C’è qui dissimulata la radice da cui muove tutta la saggistica di Solmi: lo sdegno per la sofferenza o crudele parzialità in cui è costretta a dimorare l’esistenza degli esseri umani per costrizione di natura e/o di classe («la vita offesa», suonava il celebre sottotitolo di Adorno), così come la necessità di non distogliere mai lo sguardo e cioè di aderire a quella stessa sofferenza pensandola radicalmente, come fosse una volta per sempre. L’idea della lontananza che la forma-saggio può evocare nelle sue impervie escursioni, non avrebbero senso né legittimazione senza l’hic-et-nunc di tale punto fermo. E si potrebbe qui anche dire che «residenza» con quanto di introverso e di ossessivo può richiamare la parola, significa semplicemente la ricerca di una propria verità. Lo conferma lo stile di Solmi che per mezzo secolo ha mantenuto infatti una fisionomia costante e ben riconoscibile: ampio e magnanimo nella costruzione dei periodi (fitti di subordinate e di incisi disposti in simmetria), come di chi è abituato a ragionare e a soppesare ogni argomento, ma secco e tagliente sia negli incipit sia nelle clausole, come di chi avverte sempre l'impellenza d'essere esplicito e il dovere della chiarezza. Insomma uno stile segnato dalla necessità di scrivere tutto «ciò che sappiamo e ci sforziamo invano di dimenticare», come gli capita di ammettere in un passaggio cruciale.
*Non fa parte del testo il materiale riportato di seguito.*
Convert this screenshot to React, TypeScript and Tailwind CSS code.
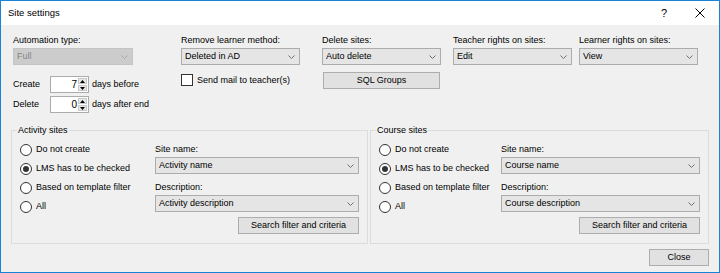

Paradosso dei grandi intellettuali residenziali, tanto ricca e dislocata è la costellazione di Solmi quanto singolare è il decorso biografico che dal lavoro nella redazione di Einaudi ('51-‘63) lo porta poi a insegnare per trent’anni filosofia e storia nei licei di Torino e di Aosta. (Da Einaudi, dopo un lungo e tormentato rapporto, viene estromesso insieme con Raniero Panieri per aver patrocinato il libro di Goffredo Fofi L’immigrazione meridionale a Torino, inviso alla fiat e agli ambienti confindustriali). L’indice di Autobiografia documentaria ne rispetta la cronologia.
Le prime tre parti sono dedicate agli anni dell'apprendistato in cui convivono gli interessi del filologo classico (sorprendenti, per un ventenne, le pagine di recensione a opere di Jaeger, Snell, Cassirer, Ernesto De Martino), l'iniziazione al marxismo antidogmatico sulla rivista «Discussioni» (dove, amici di tutta la vita, scrivono con lui Luciano Amodio e Delfino Insolera), e il precoce confronto con la letteratura europea, in cui spicca, già acutissimo, il saggio su Il disgelo di Il'ja Erenburg uscito nel '55 su «Nuovi Argomenti». La sezione centrale del volume riguarda invece l'attività del germanista e contiene le pagine su Adorno, Benjamin, Marcuse, in dialogo costante con Cesare Cases e, più indirettamente, con Franco Fortini.
Forse meno noti ma non meno rilevanti gli scritti delle due sezioni successive: da una parte, i testi derivati dalla personale esperienza scolastica che costituiscono nell'insieme un lucido e persino spietato diagramma del '68, nel combinarsi di pratiche innovative e promesse inadempiute; dall'altro, gli scritti raccolti sotto il titolo La nuova sinistra americana, la guerra del Vietnam e lo sviluppo dei movimenti pacifisti che testimoniano contatti di primissima mano (Gunther Anders, Chomsky, il neomarxismo di Baran e Swezee) e una nuova collaborazione con Einaudi, grazie alla straordinaria «collana viola» dì Luca Baranelli inaugurata proprio nel 1968 da La contestazione cinese di Edoarda Masi, due altri suoi interlocutori di lungo periodo. Chiudono il volume le pagine di memoria e ricordo dove tornano a pulsare tutte quante le luci della costellazione, da Raniero Panzieri, «un filo che veniva da molto lontano», agli amici di «Discussioni», da Sergio Caprioglio (collega da Einaudi, pioniere della filologia gramsciana) a Luciano Amodio suo iniziatore alla lettura di Hegel, dal padre Sergio al maestro di sempre, Theodor Wiesengrund Adorno, cui Renato Solmi ha voluto dedicare le parole che suggellano Autobiografia documentaria. Non si tratta di un congedo ma, ancora una volta, dell'invito da parte del saggista a risiedere laddove più dura ma anche più fervida si manifesta la verità del mondo: «Non resta che partecipare, nei limiti delle possibilità, in uno spirito di solidarietà appassionata e di comprensione attiva, al movimento, o ai movimenti, che si vengono sviluppando un po' dovunque e, come è noto, anche nel nostro paese, e che prefigurano l'avvento di una nuova Internazionale pacifista e nonviolenta, aliena da ogni forma di costrizione, ma non meno saldamente coesa e compatta di quelle che l'avevano preceduta».